# [Entries]
* Begin *

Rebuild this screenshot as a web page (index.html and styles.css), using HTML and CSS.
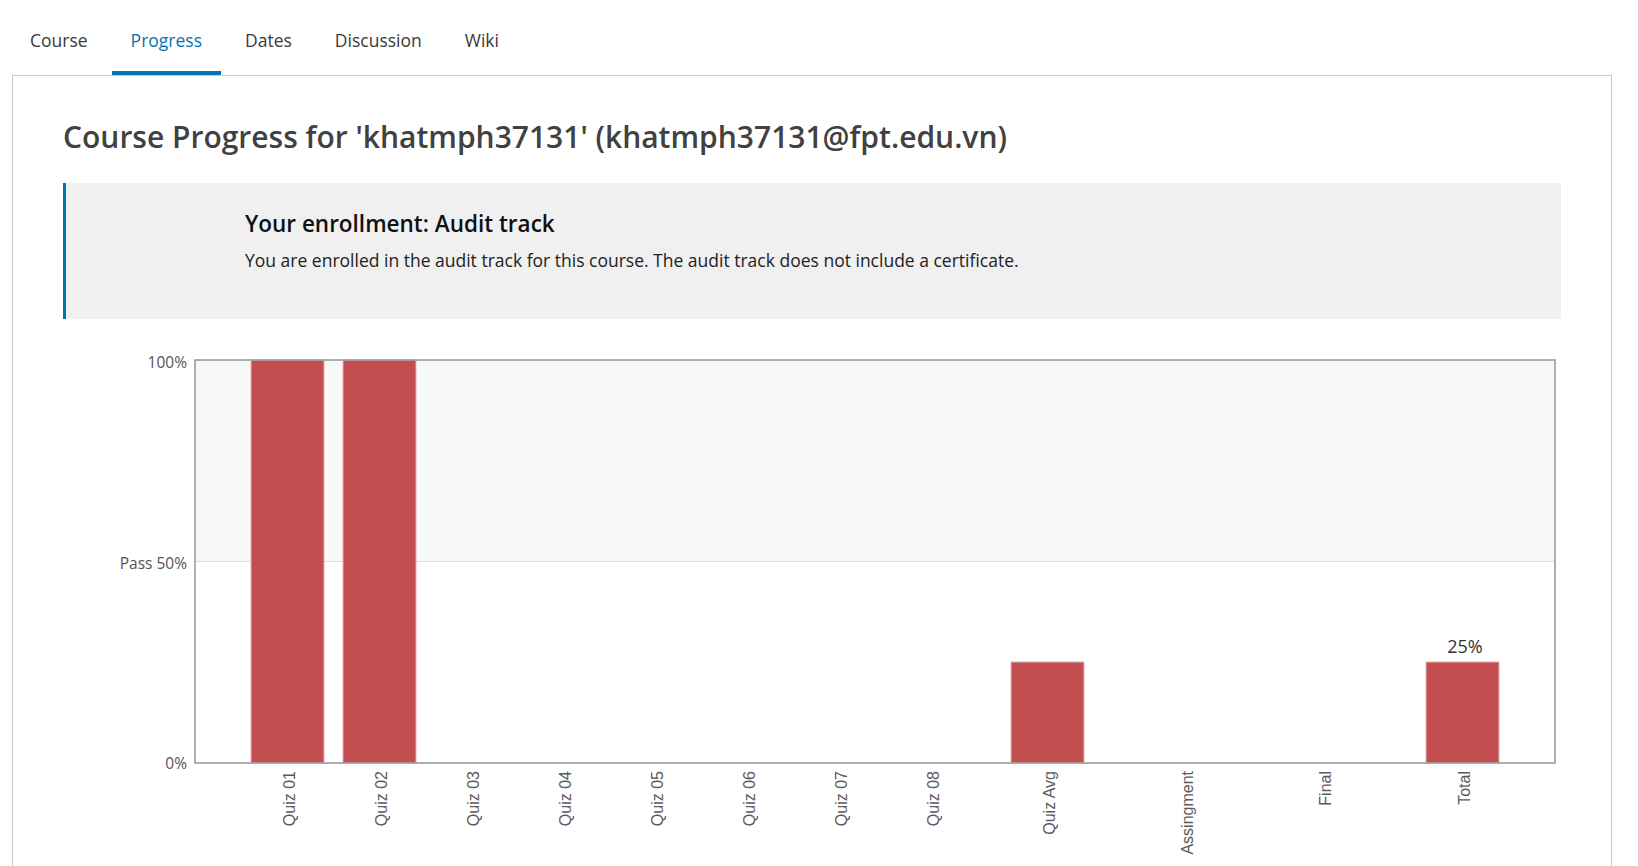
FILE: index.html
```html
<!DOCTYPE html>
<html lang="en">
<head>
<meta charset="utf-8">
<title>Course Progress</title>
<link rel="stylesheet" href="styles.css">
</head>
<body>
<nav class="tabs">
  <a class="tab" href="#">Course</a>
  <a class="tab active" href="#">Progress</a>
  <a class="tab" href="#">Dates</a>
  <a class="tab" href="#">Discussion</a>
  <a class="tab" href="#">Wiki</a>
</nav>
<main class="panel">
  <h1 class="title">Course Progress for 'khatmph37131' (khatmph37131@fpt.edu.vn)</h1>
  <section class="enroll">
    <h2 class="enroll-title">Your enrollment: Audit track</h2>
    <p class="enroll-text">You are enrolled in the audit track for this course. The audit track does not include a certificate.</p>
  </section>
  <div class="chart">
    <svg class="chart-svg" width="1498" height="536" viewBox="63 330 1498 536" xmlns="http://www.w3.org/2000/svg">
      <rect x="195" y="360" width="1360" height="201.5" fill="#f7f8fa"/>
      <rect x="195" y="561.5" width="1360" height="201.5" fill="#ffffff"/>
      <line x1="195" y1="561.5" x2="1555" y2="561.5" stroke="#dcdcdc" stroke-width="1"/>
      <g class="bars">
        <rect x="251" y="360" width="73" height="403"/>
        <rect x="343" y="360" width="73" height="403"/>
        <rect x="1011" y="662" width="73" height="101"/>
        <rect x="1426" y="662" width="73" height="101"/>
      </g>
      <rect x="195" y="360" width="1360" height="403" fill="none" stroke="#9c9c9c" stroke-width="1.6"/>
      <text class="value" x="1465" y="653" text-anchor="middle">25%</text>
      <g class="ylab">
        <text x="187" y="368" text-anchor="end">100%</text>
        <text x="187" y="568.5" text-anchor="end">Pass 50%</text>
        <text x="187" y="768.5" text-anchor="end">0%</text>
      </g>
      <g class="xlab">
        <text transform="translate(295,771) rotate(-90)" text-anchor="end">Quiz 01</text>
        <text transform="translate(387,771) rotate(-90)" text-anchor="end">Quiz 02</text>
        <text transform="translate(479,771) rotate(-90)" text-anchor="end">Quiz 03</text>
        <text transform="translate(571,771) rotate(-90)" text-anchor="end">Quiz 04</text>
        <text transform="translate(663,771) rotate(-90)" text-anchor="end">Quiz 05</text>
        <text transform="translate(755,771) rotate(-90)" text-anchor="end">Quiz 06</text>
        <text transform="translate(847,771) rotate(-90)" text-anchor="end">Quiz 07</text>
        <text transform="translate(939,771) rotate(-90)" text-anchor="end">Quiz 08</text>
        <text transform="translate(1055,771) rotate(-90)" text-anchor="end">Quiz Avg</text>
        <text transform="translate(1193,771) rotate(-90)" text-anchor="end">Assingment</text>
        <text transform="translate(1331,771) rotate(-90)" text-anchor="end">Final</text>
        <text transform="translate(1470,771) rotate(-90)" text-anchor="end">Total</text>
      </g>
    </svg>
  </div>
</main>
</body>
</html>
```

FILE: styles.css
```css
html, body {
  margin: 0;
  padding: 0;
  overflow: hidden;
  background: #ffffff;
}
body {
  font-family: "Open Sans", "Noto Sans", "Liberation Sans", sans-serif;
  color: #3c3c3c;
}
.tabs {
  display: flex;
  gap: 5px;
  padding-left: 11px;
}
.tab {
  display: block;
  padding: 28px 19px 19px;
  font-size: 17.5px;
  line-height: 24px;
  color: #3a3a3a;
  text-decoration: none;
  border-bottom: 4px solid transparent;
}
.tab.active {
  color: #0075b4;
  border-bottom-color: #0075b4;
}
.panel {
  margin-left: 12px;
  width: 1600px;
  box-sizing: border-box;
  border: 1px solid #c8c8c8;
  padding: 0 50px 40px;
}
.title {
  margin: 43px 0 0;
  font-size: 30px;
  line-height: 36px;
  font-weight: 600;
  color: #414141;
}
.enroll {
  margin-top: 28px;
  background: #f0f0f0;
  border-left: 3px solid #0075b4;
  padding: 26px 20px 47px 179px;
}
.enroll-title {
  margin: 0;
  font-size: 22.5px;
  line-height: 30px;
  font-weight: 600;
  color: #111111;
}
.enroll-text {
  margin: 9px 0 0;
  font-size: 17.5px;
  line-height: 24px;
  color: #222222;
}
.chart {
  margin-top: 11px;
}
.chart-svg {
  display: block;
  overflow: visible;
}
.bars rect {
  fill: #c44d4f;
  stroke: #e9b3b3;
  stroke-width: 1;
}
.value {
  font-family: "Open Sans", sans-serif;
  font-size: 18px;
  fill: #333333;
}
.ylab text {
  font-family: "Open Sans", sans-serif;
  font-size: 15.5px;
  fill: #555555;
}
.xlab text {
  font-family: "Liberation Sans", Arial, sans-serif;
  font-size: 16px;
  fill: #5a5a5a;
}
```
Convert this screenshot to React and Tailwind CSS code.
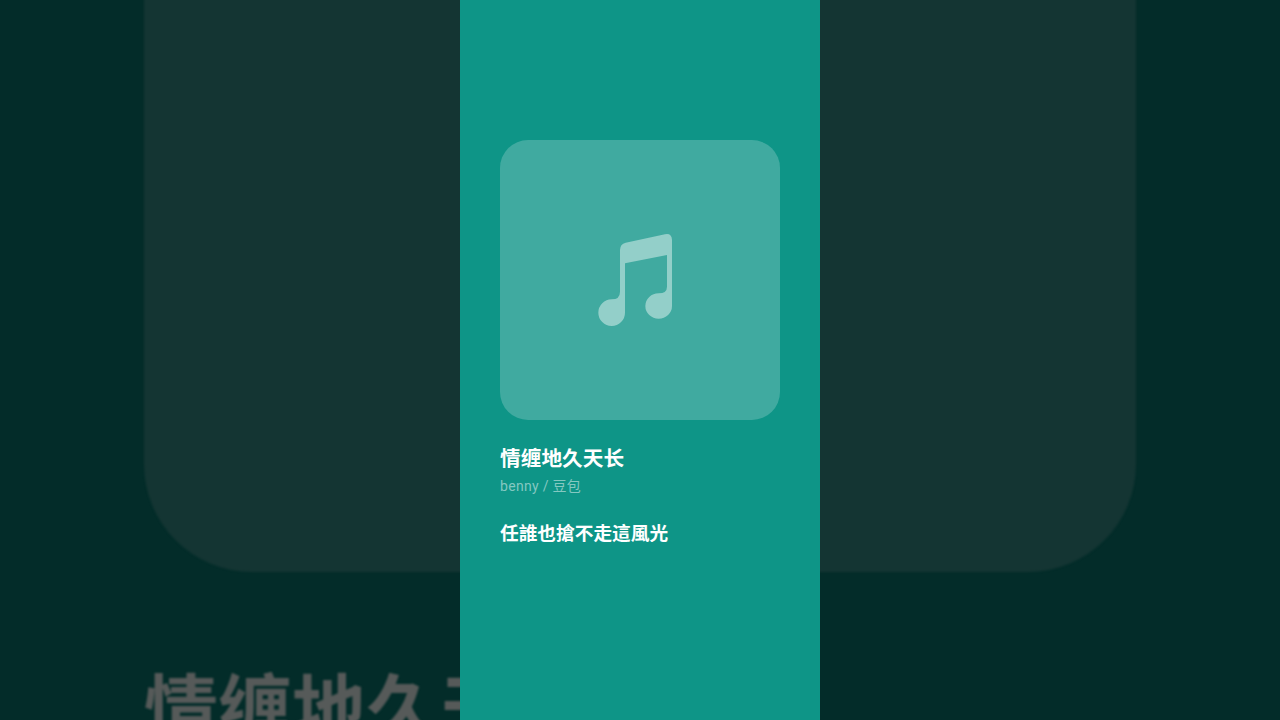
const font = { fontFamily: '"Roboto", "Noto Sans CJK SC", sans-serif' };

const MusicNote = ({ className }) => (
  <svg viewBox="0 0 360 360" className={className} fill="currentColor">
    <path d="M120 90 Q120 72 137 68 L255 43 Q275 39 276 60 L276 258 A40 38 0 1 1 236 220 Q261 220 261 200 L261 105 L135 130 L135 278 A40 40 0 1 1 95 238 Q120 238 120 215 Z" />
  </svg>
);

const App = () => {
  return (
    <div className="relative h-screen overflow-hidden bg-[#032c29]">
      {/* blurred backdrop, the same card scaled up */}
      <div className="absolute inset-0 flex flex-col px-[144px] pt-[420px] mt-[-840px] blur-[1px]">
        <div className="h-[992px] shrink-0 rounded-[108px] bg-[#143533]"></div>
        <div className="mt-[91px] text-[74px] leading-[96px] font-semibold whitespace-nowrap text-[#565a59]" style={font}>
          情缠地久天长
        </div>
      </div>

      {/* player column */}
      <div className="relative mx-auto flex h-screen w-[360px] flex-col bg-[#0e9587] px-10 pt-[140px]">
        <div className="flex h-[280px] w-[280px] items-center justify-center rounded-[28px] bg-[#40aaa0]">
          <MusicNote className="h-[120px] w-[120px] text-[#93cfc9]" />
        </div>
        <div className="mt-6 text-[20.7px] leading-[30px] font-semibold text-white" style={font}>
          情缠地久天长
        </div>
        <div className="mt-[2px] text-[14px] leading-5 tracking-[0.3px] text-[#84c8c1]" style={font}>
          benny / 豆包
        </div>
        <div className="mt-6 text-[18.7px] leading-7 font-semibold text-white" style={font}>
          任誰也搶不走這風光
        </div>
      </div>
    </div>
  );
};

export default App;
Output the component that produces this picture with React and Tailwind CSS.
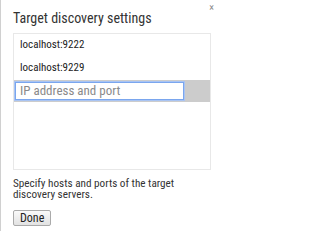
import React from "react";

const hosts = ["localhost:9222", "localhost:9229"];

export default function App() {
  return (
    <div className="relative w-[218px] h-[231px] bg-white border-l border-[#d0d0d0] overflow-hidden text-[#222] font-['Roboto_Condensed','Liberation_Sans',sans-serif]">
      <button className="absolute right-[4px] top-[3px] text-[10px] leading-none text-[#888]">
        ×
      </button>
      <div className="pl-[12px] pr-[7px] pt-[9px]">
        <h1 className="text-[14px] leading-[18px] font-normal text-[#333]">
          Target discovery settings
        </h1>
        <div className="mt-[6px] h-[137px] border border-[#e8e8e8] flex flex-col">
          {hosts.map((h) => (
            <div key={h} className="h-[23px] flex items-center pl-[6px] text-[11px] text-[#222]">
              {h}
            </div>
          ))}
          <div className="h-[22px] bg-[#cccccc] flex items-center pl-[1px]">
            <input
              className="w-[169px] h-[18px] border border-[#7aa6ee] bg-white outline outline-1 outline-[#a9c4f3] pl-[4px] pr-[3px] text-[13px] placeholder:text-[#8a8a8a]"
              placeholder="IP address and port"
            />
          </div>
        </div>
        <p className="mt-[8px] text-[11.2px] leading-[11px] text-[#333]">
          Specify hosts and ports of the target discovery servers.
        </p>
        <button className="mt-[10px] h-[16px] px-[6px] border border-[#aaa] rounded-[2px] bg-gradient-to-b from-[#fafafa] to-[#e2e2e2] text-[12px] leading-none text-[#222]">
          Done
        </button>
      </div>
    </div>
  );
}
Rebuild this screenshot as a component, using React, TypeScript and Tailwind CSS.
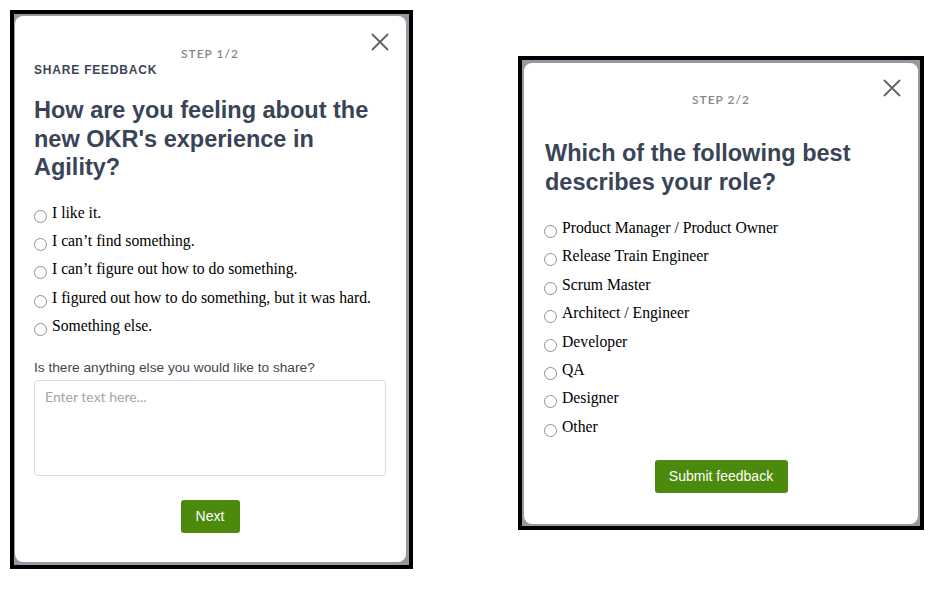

* End *

# [Description of the task]
Identify the lines above with the word "this". Copy them.

# [Output below]
Rebuild this screenshot as a web page (index.html and styles.css), using HTML and CSS.
    <p class="enroll-text">You are enrolled in the audit track for this course. The audit track does not include a certificate.</p>
Convert this screenshot to React and Tailwind CSS code.
Output the component that produces this picture with React and Tailwind CSS.
Rebuild this screenshot as a component, using React, TypeScript and Tailwind CSS.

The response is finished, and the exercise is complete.